Todo bajo el férreo control del ojo estatal que no duerme ni descansa… Una cosa es la política educativa como un servicio público al bien común, que garantiza y procura los medios para que el derecho humano a la educación se respete, y otra que nos dicte la parcialidad ideológica como contenido que han de copiar, con buena letra y al dictado de las subvenciones, el ojo que todo lo ve. La educación no puede ser moneda electoral ni plataforma de transmisión de interesadas ideas. Es la verdad en su amplia forma la bandera que ha de ondear en el horizonte social.
Hace falta, sin duda, y cada vez con mayor urgencia, un Pacto Gobal por la Educación. Son los derechos de las personas los que están en juego. Y en este espacio, el sujeto de derechos de la educación son los padres y las madres de sus hijos. El deber y la responsabilidad de educar a las futuras generaciones no es del Estado. Eso no puede consentirse. El Estado debe garantizar en este ámbito, como garantiza en otros tantos como la sanidad y la protección social, el derecho que la naturaleza ha inscrito en la identidad de los progenitores.
Pero en este afán de control legislativo, el profesorado se está convenciendo cada vez más que a quien debe responder de su labor es a la Consejería de Educación autonómica a la Ministerio de Educación estatal -tal vez porque considera que son ellos quienes les pagan- que a los padres de los niños que atienden en los centros educativos, que son efectivamente quienes cotizan para que se les pague.
Y no solo lo que han de saber, sino cómo lo han de aprender.
Para no perder la perspectiva de esta mirada de derechos que todos y siempre hemos de tener, deberíamos reivindicar que al alumnado se le llamara los que son, “los hijos”; y no “los menores” o “los niños”. Son hijos y, por serlo, tienen derecho a ser educados según la certeza y voluntad de sus padres. Un docente colabora con los padres de sus alumnos, no con el Estado que les contrata para garantizar los derechos de los padres.

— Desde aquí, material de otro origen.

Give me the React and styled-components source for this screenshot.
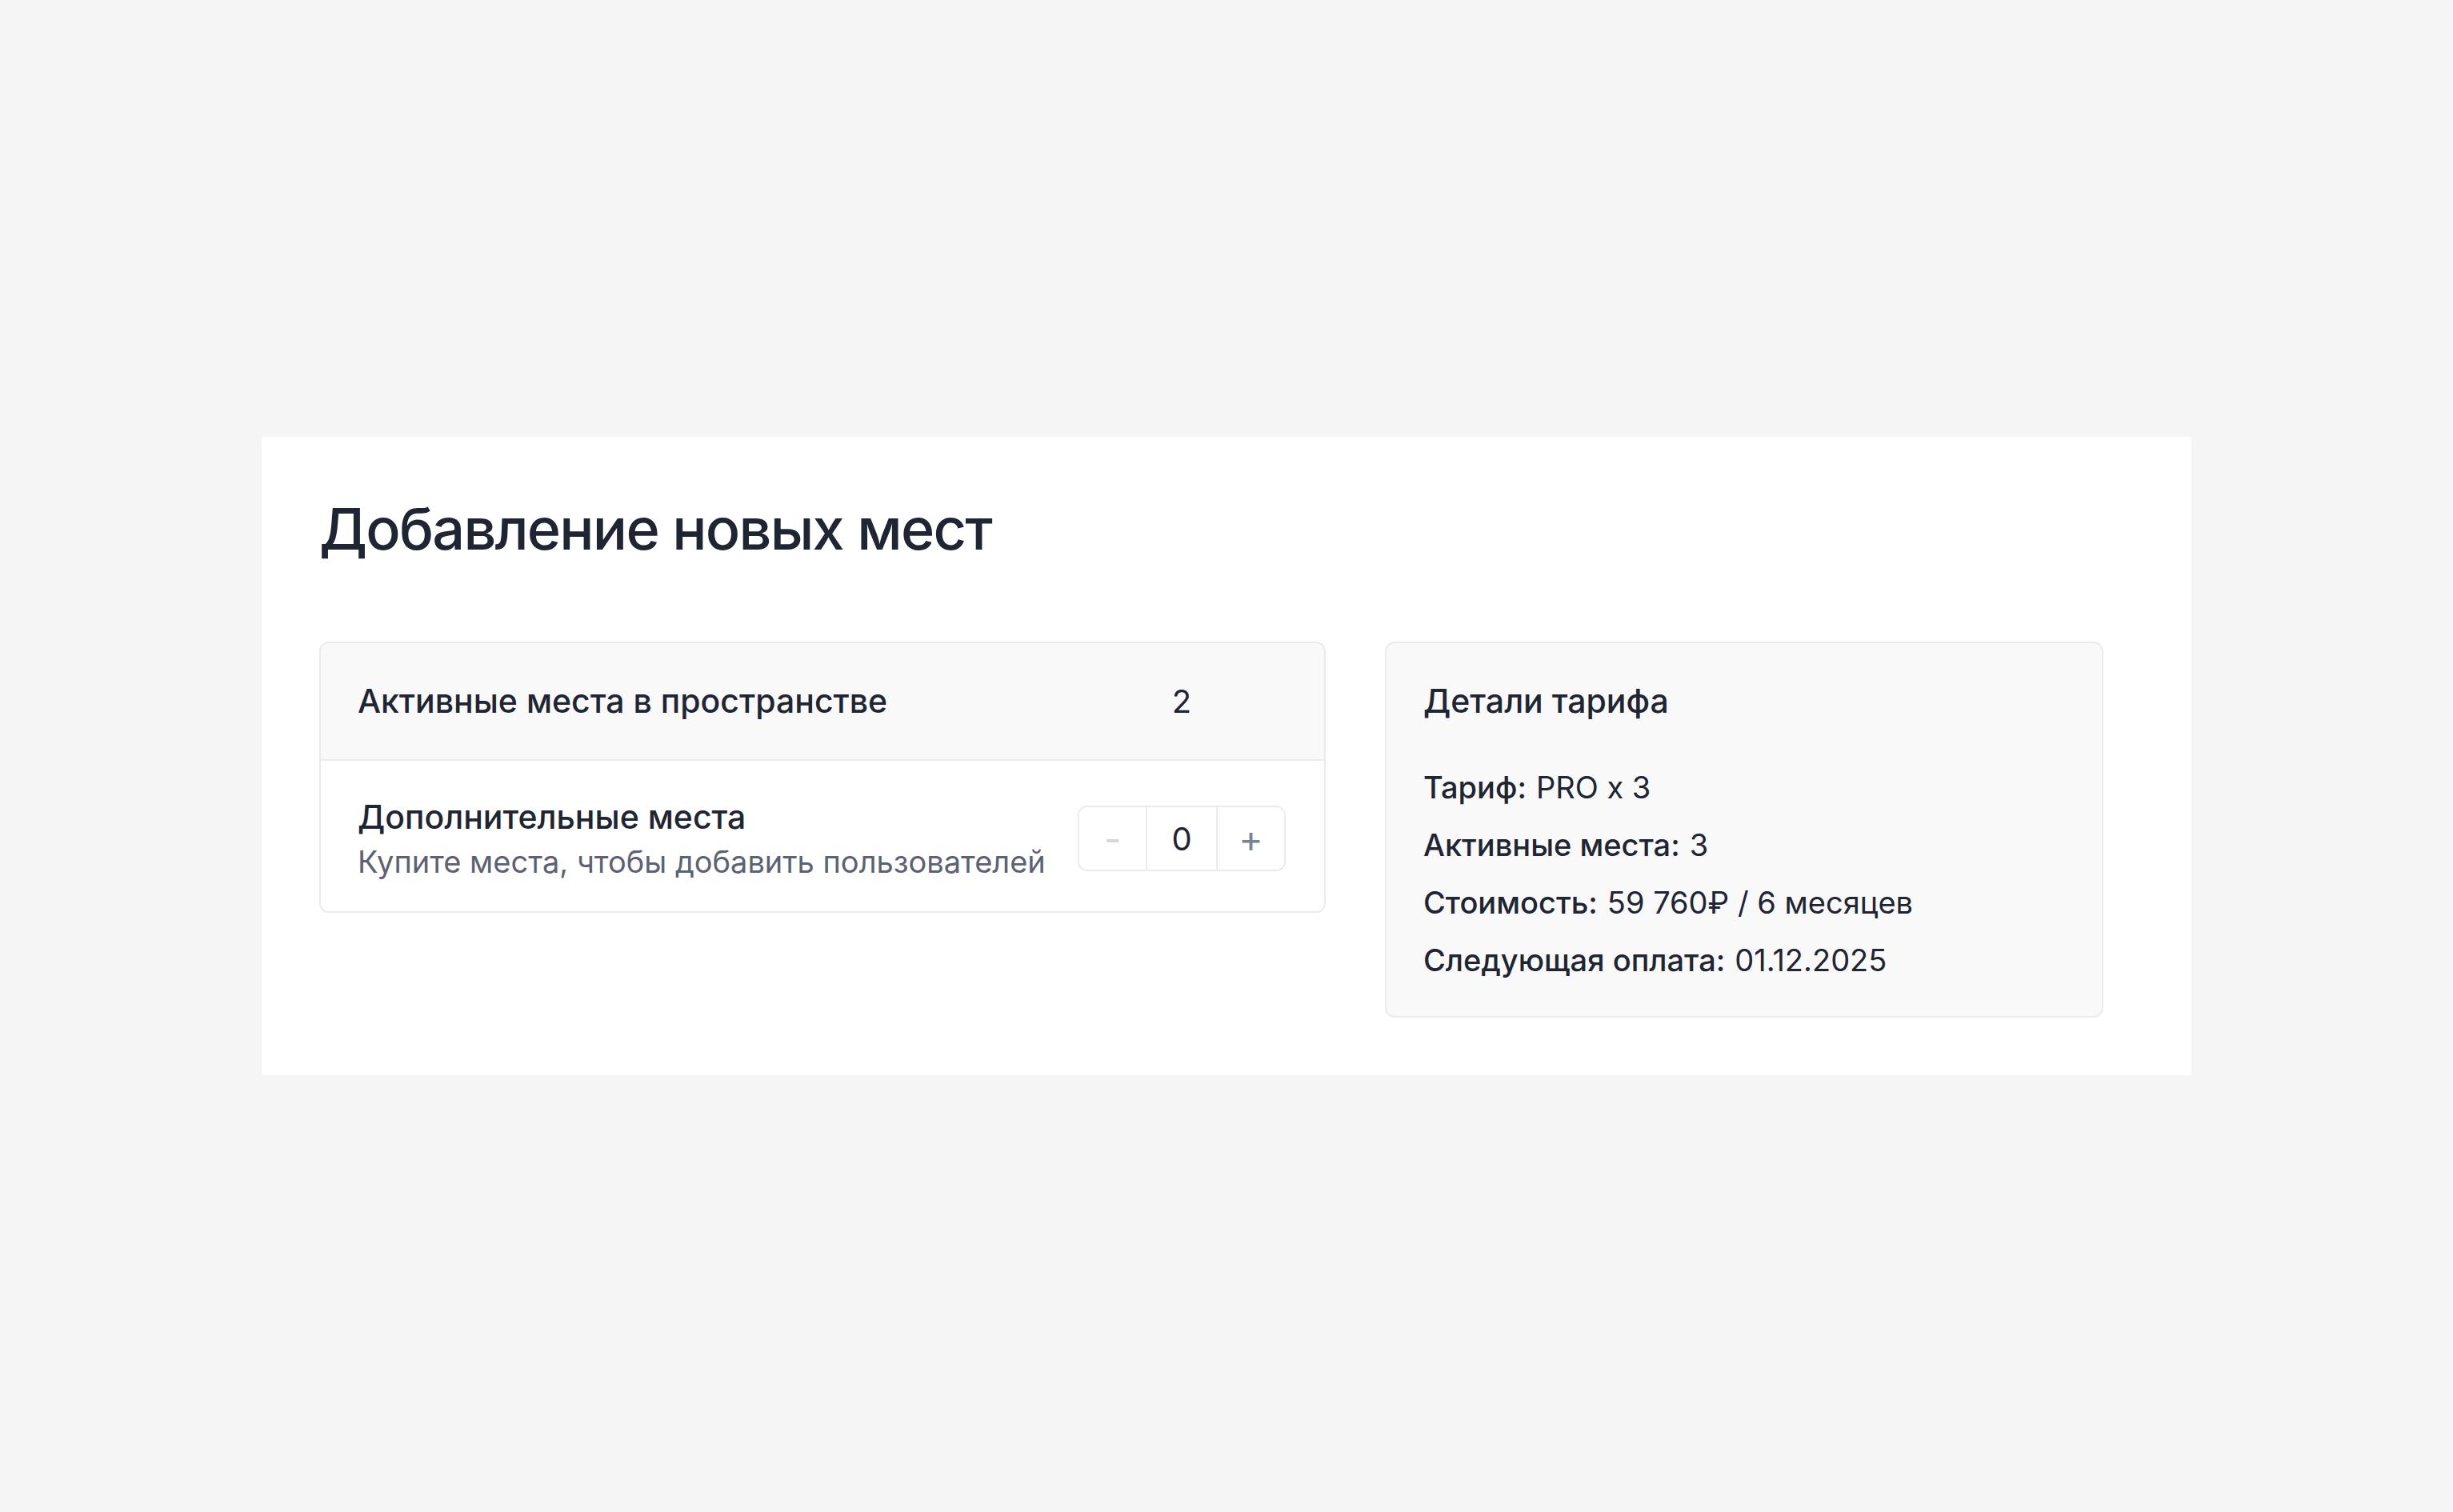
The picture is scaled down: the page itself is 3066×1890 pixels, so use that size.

Es impresionante la cantidad de leyes generales de educación que se han aprobado y promulgado por el Gobierno de turno de la nación en los años que llevamos de democracia. Cada cual tirando el ascua para su sardina. Y aquí la sardina es la de los padres, no la del legislador.
Enseñar al que no sabe es una obra de misericordia espiritual, según enseña la doctrina cristiana que hunde sus raíces en el Evangelio predicado por Jesús. Es el mayor servicio que le podemos hacer a un ser humano. Recientemente he recordado aquella carta que le escribió Albert Camus a su maestro de educación Primaria la noche en la que recibió el Nobel de Literatura. El anónimo esfuerzo de enseñar las primeras letras y los primeros números a los hijos de otros es un servicio tan imprescindible como impagable. Es ponerle el lienzo al pintor, o la partitura en blanco al compositor. Es la condición de posibilidad de todo avance e innovación. Y esa inconmensurable relación docente alumnado no puede ser ahogada en legislaciones tan minuciosas que olvidan que son los rostros los que nos han enseñado a vivir.